İkincisi, İsrail hükümeti neden Filistinlilerin Yahudilerden temizlenmiş bir Batı Şeria dileğini yerine getirsin?
Üçüncüsü, Yahudilerin Filistin Otoritesi altında yaşamalarına izin vermek son derece pratiktir. İsrail bayrağı her Yahudi'yi takip edemez ve Siyonist bağımsızlık için onu bir ada yapamaz. Dünyanın dört bir yanında bir dolu Yahudi ve hatta Orta Doğu'daki bazıları İsrail sınırlarının dışında yaşamaktalar. O zaman neden Batı Şeria'da aynısı olmasın?
Dördüncüsü, PMO açıklaması Batı Şeria'da yaşayan Yahudilere yönelik gayri meşrulaştırma kampanyasını akıllı bir şekilde parça parça etmektedir. Eğer Yahudiler Batı Şeria'da Filistin idaresi altında yaşayabilirlerse, Arap-İsrail çatışmasının çözümünün önünde bir engel olarak tanımlanamazlar, böylece de bütün "yerleşim" konusunun ön dişlerini sökmüş olurlar.
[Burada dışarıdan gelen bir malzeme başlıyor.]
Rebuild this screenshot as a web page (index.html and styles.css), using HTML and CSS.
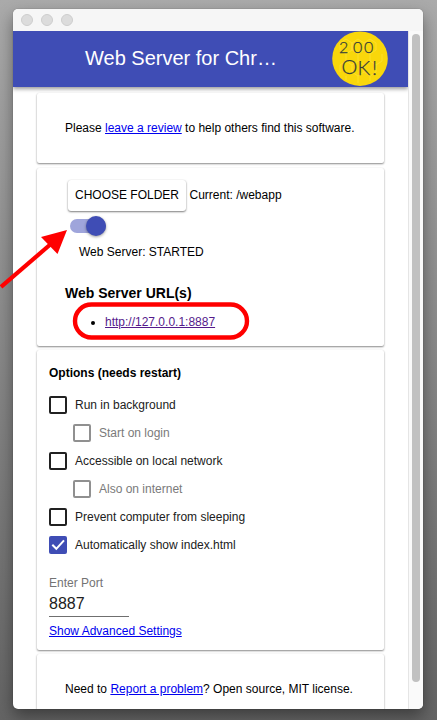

Son olarak, Netanyahu'nun bu pozisyonu tartışmanın koşullarını değiştirir. Kudüs'e çatışmanın gerçek çözümünün Yahudi İsraillilerin bir Filistin eyaletinde barış içinde yaşayabilmelerini gerektirdiğini tartışma imkan verir. On seneden daha fazla bir zaman önce ileri sürdüğüm gibi bu çatışma gerçekten sadece "Hebron'da yaşayan Yahudiler Nazaret'te yaşayan Araplar gibi çok az güvenliğe ihtiyaç duyduğunda" sona erecektir. Bu tabii ki, çok uzak bir ihtimal; ama "Filistin'de" yaşayan Yahudiler prensibini kabul etmek bir yandan iki devletli çözümün uygulanmasını nesiller boyunca ve belki de sonsuza kadar haklı olarak geciktirirken Siyonistlere iki-devletli çözümü soyut anlamda kabul etme imkanı verir.
Bennett ve destekçileri sakinleşmeli ve Netanyahu'nun bu ustalık dolu diplomatik hamlesini takdir etmelidirler.